Monday, October 24, 2016

Garden of Verse: Leaves Falling, Thoughts Opening, in October's Verse-Virtual

Poets in Verse-Virtual's October 2016 gave us many striking ways of looking at things -- big things, time and the river -- brought on perhaps by a nip in the autumn air.



Robin Dawn Hudechek's "I Was with You When You Slept (For Mary Magdalene)," dedicated to her mother, is written from the point of view of the woman who was not part of that famous Group of 12, and suffers slights from some of the male disciples simply because she is a woman.
Written in a naturally elevated and powerful language such as this memorable, moving image,
"I was with you when you closed your eyes,
when the troubles of the earth
lifted like wrinkles in the sand,"
the poem paints a portrait of someone who knows how to love and endures such slights because of her love.
 http://www.verse-virtual.com/robin-dawn-hudechek-2016-october.html

Penny Harter's "Sister Death" offers an affecting, complex image as well. A mare, who follows her everywhere: "I feel her warm breath on my neck
and dream of bundled hay in a heated stall." What will happen if the poet forgets to toss the mare her lump of sugar? http://www.verse-virtual.com/penny-harter-2016-october.html

Love and Death vie for attention in Myra Shapiro's "The Alteration of Love." The poem makes us see the 'alteration' of generations as well, when the lessons of her parents' lives (and deaths) cause the poet's eyes -- another arresting image - to 'haul up the sea.' http://www.verse-virtual.com/myra-shapiro-2016-october.html


Jim Lewis's timely "In Praise of Autumn" compares lives to seasons.
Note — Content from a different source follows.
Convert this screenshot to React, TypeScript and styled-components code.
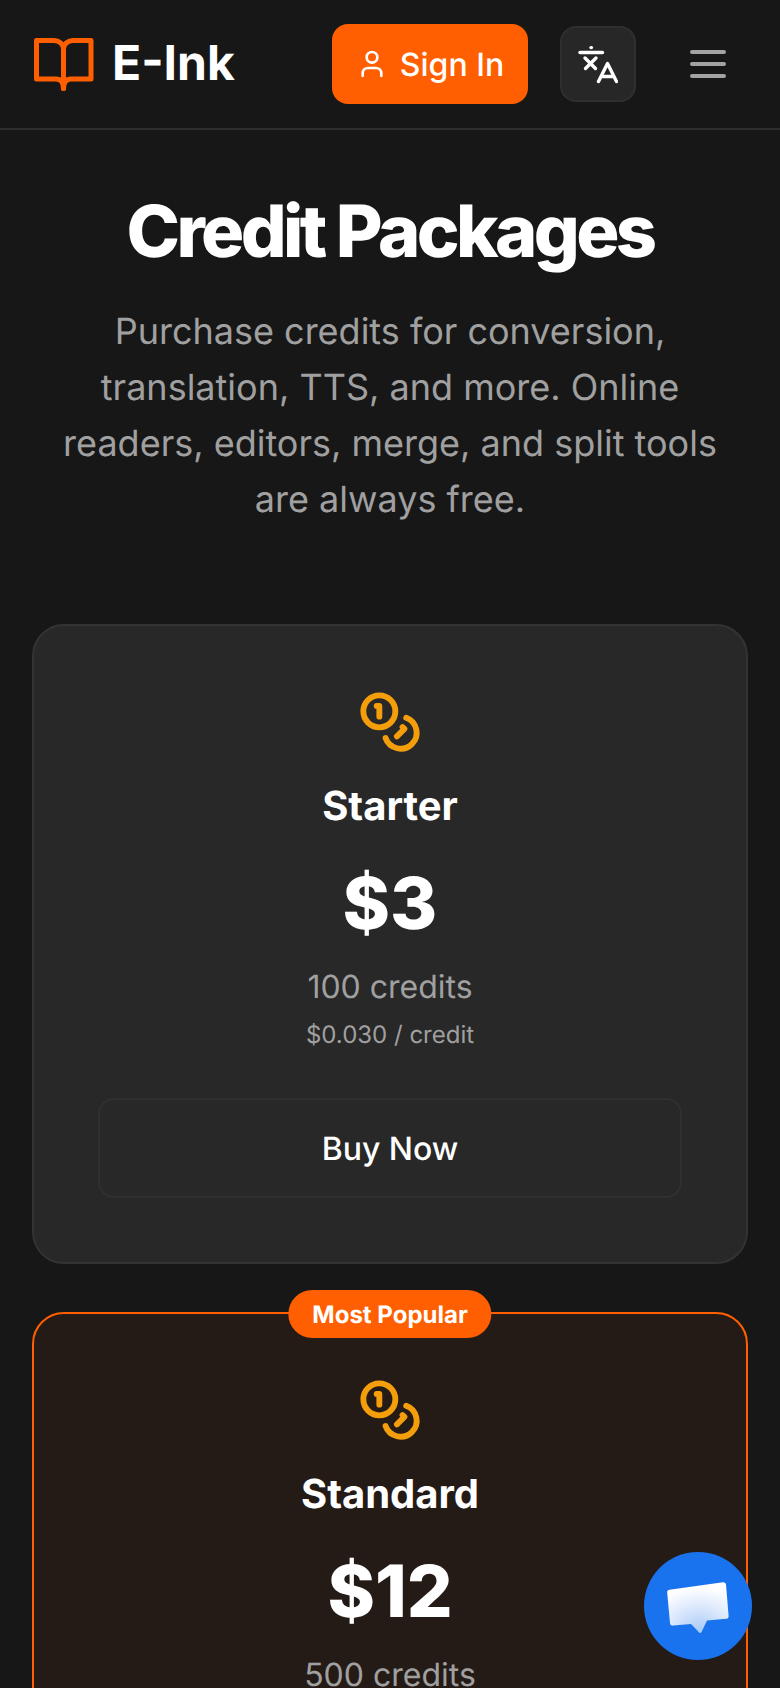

The poem's lyrical diction fits its thoughts, especially when the poet imagines a divine collection of -- not leaves, but -- lives:
"I will jump, exuberant
at the touch of his rake and broom
exactly as the autumn leaves
fly before my shepherding strokes"
 http://www.verse-virtual.com/jim-lewis-2016-october.html


Thoughts of divinity come from the sky and the mountains in the meteorological phenomenon called "altocumulus lenticularis, lens cloud," in Tricia Knoll's poem "The Flying Saucer." (See her marvelous accompanying photo above.) It causes a change in what the poet calls, in a fine phrase, "the felt unidentified."
http://www.verse-virtual.com/tricia-knoll-2016-october.html

All of these poems, these themes, feel autumnal to me. The turn of the season naturally brings thoughts of the seasons in our own human lives. A moment of acceptance, of letting in, is summoned in Tom Montag's "Grey Evening in Oshkosh." Images such as "the sorrow-speckled river" in the early-ending day encourage us to yield up what remains. 
In his poem "Like the River" the sadness remains, but the meaning broadens, offering us the example of a river that flows endlessly and is still before us.
And in a poem called "About Death" the poet finds a still a broader lesson in the stars, producing this amazing revision to received speech: "We think death is somewhere  
 we're going, not something we
already are."
 http://www.verse-virtual.com/tom-montag-2016-october.html


            William Greenfield's poem "The Ever-Shrinking Universe" finds joy in the rituals of a smaller range of outward experience, taking us along to a Hallmark, a JC Penny's, until finally another insightful way of seeing is offered us: 
"So, we shrink
down, our world a snow globe." The poem ends with laughter.